▶ **THE PROBLEM**:
Give an exact copy of every line, leaving images out.

▶ **INFORMATION SUPPLIED**:
^^^^^^^^

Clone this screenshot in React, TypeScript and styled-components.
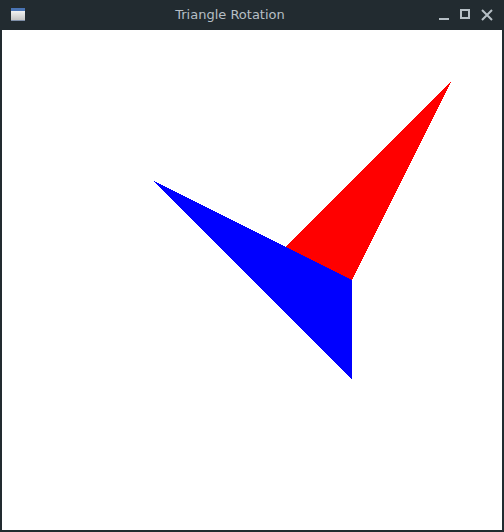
import React from "react";
import styled, { createGlobalStyle } from "styled-components";

const Global = createGlobalStyle`
  html, body { margin: 0; padding: 0; background: #222b30; }
  #root { width: 504px; height: 532px; }
`;

const Window = styled.div`
  width: 504px;
  height: 532px;
  box-sizing: border-box;
  background: #222b30;
  display: flex;
  flex-direction: column;
  padding: 0 2px 2px 2px;
`;

const TitleBar = styled.div`
  height: 30px;
  flex: none;
  display: grid;
  grid-template-columns: 40px 1fr 80px;
  align-items: center;
  margin: 0 -2px;
`;

const AppIcon = styled.div`
  width: 14px;
  height: 13px;
  margin-left: 11px;
  margin-top: -1px;
  box-sizing: border-box;
  border-top: 3px solid #4a74b4;
  background: linear-gradient(#f2f2f2, #c4c4c4);
  border-bottom: 1px solid #7f8fa8;
`;

const Title = styled.div`
  text-align: center;
  font-family: "DejaVu Sans", sans-serif;
  font-size: 13px;
  color: #b6bfc5;
  margin-left: -4px;
  margin-top: -1px;
`;

const Buttons = styled.div`
  display: flex;
  align-items: center;
  justify-content: flex-end;
  gap: 10px;
  padding-right: 11px;
`;

const Canvas = styled.div`
  flex: 1;
  background: #ffffff;
  overflow: hidden;
`;

export default function App() {
  return (
    <>
      <Global />
      <Window>
        <TitleBar>
          <AppIcon />
          <Title>Triangle Rotation</Title>
          <Buttons>
            <svg width="12" height="12" viewBox="0 0 12 12">
              <rect x="1" y="9" width="10" height="2" fill="#b6bfc5" />
            </svg>
            <svg width="11" height="12" viewBox="0 0 11 12">
              <rect x="1" y="1" width="8" height="8" fill="none" stroke="#b6bfc5" strokeWidth="2" />
            </svg>
            <svg width="12" height="12" viewBox="0 0 12 12">
              <path d="M1 1 L11 11 M11 1 L1 11" stroke="#b6bfc5" strokeWidth="2" />
            </svg>
          </Buttons>
        </TitleBar>
        <Canvas>
          <svg width="500" height="500" viewBox="2 30 500 500" shapeRendering="crispEdges">
            <polygon points="452,80 352,280 252,280" fill="#ff0000" />
            <polygon points="152,180 352,280 352,380" fill="#0000ff" />
          </svg>
        </Canvas>
      </Window>
    </>
  );
}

^^^^^^^^

▶ **REPLY**:
Clone this screenshot in React, TypeScript and styled-components.
import React from "react";
import styled, { createGlobalStyle } from "styled-components";

const Global = createGlobalStyle`
  html, body { margin: 0; padding: 0; background: #222b30; }
  #root { width: 504px; height: 532px; }
`;

const Window = styled.div`
  width: 504px;
  height: 532px;
  box-sizing: border-box;
  background: #222b30;
  display: flex;
  flex-direction: column;
  padding: 0 2px 2px 2px;
`;

const TitleBar = styled.div`
  height: 30px;
  flex: none;
  display: grid;
  grid-template-columns: 40px 1fr 80px;
  align-items: center;
  margin: 0 -2px;
`;

const AppIcon = styled.div`
  width: 14px;
  height: 13px;
  margin-left: 11px;
  margin-top: -1px;
  box-sizing: border-box;
  border-top: 3px solid #4a74b4;
  background: linear-gradient(#f2f2f2, #c4c4c4);
  border-bottom: 1px solid #7f8fa8;
`;

const Title = styled.div`
  text-align: center;
  font-family: "DejaVu Sans", sans-serif;
  font-size: 13px;
  color: #b6bfc5;
  margin-left: -4px;
  margin-top: -1px;
`;

const Buttons = styled.div`
  display: flex;
  align-items: center;
  justify-content: flex-end;
  gap: 10px;
  padding-right: 11px;
`;

const Canvas = styled.div`
  flex: 1;
  background: #ffffff;
  overflow: hidden;
`;

export default function App() {
  return (
    <>
      <Global />
      <Window>
        <TitleBar>
          <AppIcon />
          <Title>Triangle Rotation</Title>
          <Buttons>
            <svg width="12" height="12" viewBox="0 0 12 12">
              <rect x="1" y="9" width="10" height="2" fill="#b6bfc5" />
            </svg>
            <svg width="11" height="12" viewBox="0 0 11 12">
              <rect x="1" y="1" width="8" height="8" fill="none" stroke="#b6bfc5" strokeWidth="2" />
            </svg>
            <svg width="12" height="12" viewBox="0 0 12 12">
              <path d="M1 1 L11 11 M11 1 L1 11" stroke="#b6bfc5" strokeWidth="2" />
            </svg>
          </Buttons>
        </TitleBar>
        <Canvas>
          <svg width="500" height="500" viewBox="2 30 500 500" shapeRendering="crispEdges">
            <polygon points="452,80 352,280 252,280" fill="#ff0000" />
            <polygon points="152,180 352,280 352,380" fill="#0000ff" />
          </svg>
        </Canvas>
      </Window>
    </>
  );
}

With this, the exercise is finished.